Insights

After more than a decade of ineffective protectionist “sticks”, the IRA’s pivot to “carrots” is a step in the right direction. — by Joe Song


Introduction

For many years now, US solar manufacturing has been largely unable to compete with international manufacturers, despite the numerous tariff-driven policies aimed at strengthening the competitive landscape for US based manufacturers. All the while, demand in the US market has grown rapidly, largely satisfied by international manufacturers, as the tariffs failed to increase domestic supply. In a highly welcome tactical deviation, the Inflation Reduction Act (IRA) utilizes incentives – “carrots” if you will – aimed at growing domestic manufacturing by providing meaningful economic motive for all stakeholders. We will discuss how we arrived at the current state of supply-demand conditions and how the IRA provisions may fuel increased domestic production. Ultimately, this paper’s primary focus is on determining the approximate amount of domestically manufactured crystalline silicon (c-Si) modules that a spectrum of solar projects may need to qualify for the Domestic Content incentive.

How did we get here?

In the decade leading up to 2010, solar PV manufacturing was the greatest strength of the US renewable energy industry. It was during this time when historically important technologies and companies first arrived and whose contributions were critical in enabling the opportunity we find today. Not only was production capacity sufficient to supply the US market, but the US was also a consistent net-exporter of those goods. The following decade, however, proved to be a much different story. The emergence of Chinese manufacturers who entered the US market, impeccably timed, was too great a force and resulted in monumental and beneficial (for most) shifts. The speed and scale at which Chinese manufacturers were operating led to incredible cost and price reduction. In 2011, US module pricing started the year around $1.80/W and ended the year in the $0.90/W range, as one example of how disruptive the conditions were at this time.

In an attempt to protect and grow US manufacturing, the first of multiple countervailing (CVD) and anti-dumping (AD) petition were filed, beginning in 2011, led by the German company, SolarWorld. The use of tariff measures has been the singular method utilized by the multitude of events ever since, including the current pending petition filed by the consortium led by Auxin. Each tariff event caused significant damage and heightened risk – arguably more so during the time leading up to the final ruling as the industry is paralyzed by uncertainty. Predictably, the US market adjusts and moves towards stability following each event, only to be punched in the face with another threat – creating an ongoing cycle of stability and instability since 2011. And despite efforts to bolster US manufacturing, these measures failed sidesplittingly to improve manufacturing conditions[1].


Figure 1: US Manufacturing Under Tariff Conditions

Section 201 did manage to produce some results, as seen in Figure 1, where modest gains were achieved by the end of 2020. These gains are largely attributed to new Hanwha and Jinko facilities, expected to produce up to 5 GW per year. It’s important to note that these new capacity gains are confined to module assembly only, meaning that only a fraction of costs are influenced by US conditions, namely labor costs. These new facilities are valuable additions[2], especially for the residential market; however, the potential impact of Section 201 has been realized at this point.

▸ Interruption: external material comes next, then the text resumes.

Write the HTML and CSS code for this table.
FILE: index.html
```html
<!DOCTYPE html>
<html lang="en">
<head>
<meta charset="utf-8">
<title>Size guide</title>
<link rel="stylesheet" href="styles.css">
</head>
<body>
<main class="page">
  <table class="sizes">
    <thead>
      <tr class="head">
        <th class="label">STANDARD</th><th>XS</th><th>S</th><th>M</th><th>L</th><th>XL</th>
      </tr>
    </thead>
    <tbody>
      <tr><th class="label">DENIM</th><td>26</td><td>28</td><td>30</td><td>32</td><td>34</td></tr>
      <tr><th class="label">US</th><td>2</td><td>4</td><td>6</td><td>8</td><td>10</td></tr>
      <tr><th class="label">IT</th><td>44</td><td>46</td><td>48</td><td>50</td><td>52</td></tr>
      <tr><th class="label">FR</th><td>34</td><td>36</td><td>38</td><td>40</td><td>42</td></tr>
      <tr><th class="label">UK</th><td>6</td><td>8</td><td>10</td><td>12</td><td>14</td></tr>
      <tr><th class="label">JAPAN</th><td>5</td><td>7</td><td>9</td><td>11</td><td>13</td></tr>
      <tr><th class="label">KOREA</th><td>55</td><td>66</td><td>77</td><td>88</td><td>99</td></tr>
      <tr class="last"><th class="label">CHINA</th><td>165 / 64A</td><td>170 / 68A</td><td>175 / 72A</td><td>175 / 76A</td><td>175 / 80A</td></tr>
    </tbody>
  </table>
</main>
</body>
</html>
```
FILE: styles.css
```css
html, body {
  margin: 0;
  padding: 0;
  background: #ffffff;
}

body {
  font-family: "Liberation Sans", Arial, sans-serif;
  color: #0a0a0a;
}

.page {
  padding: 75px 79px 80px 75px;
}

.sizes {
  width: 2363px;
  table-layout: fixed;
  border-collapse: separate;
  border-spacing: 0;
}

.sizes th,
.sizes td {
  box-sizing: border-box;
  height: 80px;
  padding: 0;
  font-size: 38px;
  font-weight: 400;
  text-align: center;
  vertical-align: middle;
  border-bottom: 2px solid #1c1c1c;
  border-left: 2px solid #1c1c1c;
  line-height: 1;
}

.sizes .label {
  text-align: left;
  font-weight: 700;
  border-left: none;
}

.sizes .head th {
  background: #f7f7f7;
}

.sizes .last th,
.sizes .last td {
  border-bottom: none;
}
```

Figure 2: Example Module Cost Comparison

For most of the US market, there remains a void of realistic options. The commercial and utility solar sectors are anticipated to be as much as 45 GW by 2027. First Solar (“FSLR”), as one of the largest domestic solar module manufacturers, is expected to increase domestic production capacity from 3 GW to approximately 11 GW by 2027. This is incredible and should be celebrated. However, many of us have witnessed a handful of large purchasers, through a series of headline grabbing announcements, have more or less reserved all capacity through 2026. This leaves most of the industry, well, still without a realistic option.

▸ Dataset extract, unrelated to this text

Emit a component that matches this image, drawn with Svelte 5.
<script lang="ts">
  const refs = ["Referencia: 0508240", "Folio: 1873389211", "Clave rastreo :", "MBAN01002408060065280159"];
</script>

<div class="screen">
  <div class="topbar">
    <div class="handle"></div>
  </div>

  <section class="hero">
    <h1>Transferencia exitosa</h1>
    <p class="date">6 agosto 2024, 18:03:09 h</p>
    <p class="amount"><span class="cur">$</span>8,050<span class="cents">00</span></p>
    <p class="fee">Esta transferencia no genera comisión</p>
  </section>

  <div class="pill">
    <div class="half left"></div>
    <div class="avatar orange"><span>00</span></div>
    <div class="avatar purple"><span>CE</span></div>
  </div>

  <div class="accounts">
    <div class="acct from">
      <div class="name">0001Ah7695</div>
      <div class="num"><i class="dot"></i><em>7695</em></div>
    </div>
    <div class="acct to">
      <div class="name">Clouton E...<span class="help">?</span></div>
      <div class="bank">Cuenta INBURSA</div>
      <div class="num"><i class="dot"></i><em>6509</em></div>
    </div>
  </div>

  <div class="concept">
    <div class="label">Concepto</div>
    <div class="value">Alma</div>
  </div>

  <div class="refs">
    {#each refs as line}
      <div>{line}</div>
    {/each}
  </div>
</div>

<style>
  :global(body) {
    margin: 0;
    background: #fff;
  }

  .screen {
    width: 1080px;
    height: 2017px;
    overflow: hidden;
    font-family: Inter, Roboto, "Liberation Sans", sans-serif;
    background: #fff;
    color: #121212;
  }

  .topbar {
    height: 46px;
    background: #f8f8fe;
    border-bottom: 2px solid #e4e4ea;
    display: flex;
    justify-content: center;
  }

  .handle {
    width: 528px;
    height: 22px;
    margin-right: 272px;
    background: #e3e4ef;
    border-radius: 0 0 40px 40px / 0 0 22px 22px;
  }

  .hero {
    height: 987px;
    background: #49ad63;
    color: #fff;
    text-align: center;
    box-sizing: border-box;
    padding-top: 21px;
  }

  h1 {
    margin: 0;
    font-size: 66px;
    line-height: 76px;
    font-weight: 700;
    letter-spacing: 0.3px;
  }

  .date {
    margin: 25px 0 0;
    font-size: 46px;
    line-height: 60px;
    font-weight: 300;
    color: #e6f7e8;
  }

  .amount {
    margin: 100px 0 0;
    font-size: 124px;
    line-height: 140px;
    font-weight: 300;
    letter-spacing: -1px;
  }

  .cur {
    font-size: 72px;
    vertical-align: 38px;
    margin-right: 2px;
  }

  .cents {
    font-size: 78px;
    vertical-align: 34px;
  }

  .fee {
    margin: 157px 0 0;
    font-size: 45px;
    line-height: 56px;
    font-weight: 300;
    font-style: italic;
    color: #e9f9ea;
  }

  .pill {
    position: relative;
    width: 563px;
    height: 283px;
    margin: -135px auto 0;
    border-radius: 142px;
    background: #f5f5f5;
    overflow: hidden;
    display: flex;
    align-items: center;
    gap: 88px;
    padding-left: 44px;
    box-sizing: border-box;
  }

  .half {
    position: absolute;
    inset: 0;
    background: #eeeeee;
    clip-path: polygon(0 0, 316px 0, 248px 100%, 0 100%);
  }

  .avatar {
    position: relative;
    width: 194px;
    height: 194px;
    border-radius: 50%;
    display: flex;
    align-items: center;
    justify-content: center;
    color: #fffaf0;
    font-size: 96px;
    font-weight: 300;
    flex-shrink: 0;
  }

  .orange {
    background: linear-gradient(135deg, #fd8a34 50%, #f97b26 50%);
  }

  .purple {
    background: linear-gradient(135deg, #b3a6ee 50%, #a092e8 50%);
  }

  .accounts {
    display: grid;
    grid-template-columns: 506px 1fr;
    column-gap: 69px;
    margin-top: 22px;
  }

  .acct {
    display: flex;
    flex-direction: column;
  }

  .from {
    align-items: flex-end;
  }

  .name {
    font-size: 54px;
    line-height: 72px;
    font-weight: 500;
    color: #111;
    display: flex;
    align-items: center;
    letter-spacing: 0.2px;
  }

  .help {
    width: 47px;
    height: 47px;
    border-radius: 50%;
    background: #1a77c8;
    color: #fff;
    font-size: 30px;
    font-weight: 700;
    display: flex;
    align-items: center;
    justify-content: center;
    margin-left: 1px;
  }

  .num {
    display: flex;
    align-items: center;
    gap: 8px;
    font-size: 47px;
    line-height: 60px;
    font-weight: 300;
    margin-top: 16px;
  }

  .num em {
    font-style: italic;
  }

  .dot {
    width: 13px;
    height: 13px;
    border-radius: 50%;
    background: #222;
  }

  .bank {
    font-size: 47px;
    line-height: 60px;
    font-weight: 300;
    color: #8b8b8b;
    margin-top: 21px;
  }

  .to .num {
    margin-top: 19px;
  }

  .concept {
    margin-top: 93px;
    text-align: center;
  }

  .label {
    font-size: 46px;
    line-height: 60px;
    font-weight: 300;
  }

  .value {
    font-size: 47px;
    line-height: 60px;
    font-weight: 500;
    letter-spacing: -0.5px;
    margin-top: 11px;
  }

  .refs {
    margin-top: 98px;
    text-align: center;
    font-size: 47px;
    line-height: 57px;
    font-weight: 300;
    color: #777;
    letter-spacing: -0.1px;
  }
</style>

So, how might supply and demand-side stakeholders work to fill the void in domestic c-Si PV modules? Well, it’s going to require cooperation, commitment, and policy that the industry can reliably plan around. It seems as if we now have the policy. Demand-side stakeholders need to accept higher priced PV modules (without economic penalty) and supply-side stakeholders need economic conditions that compel domestic CapEx investments. Said another way: they both need carrots.

IRA Manufacturing Provisions

The Supply-Side Carrot: IRA Manufacturing Provisions

The IRA provides for $30 billion in Manufacturing tax credits (MTC) and an additional $10 billion in manufacturer Investment tax credits, both of which are applicable to a broad range of technologies and sub-sectors. Manufacturers can only utilize one or the other, meaning that a manufacturer who applies for MTC incentives, would not be eligible for ITC benefits. For our purposes, we’ll focus on MTCs, specific to those applicable to c-Si solar PV module manufacturing[3].


Table 1: US Solar Manufacturing Capacity

The IRA provides different incentive levels for different manufacturing processes involved in module production, shown in Table 1. For purposes of evaluation, let’s take a typical 72-cell 545W bifacial Mono-PERC module composed of M10 wafers (182mm) as a baseline. As mentioned previously, existing domestic c-Si module manufacturing is confined to assembly only. So, we know that at a minimum, the $0.07/W incentive is most attainable. This is shown as “Option 1” in Figure 3. Subsequent scenarios show the build-up of different incentives on a per-Wdc basis with increased vertical integration at each step. Even if in the near-term manufacturers leverage only the assembly credit, that alone is significant enough to close the economic gap between domestic and imported modules.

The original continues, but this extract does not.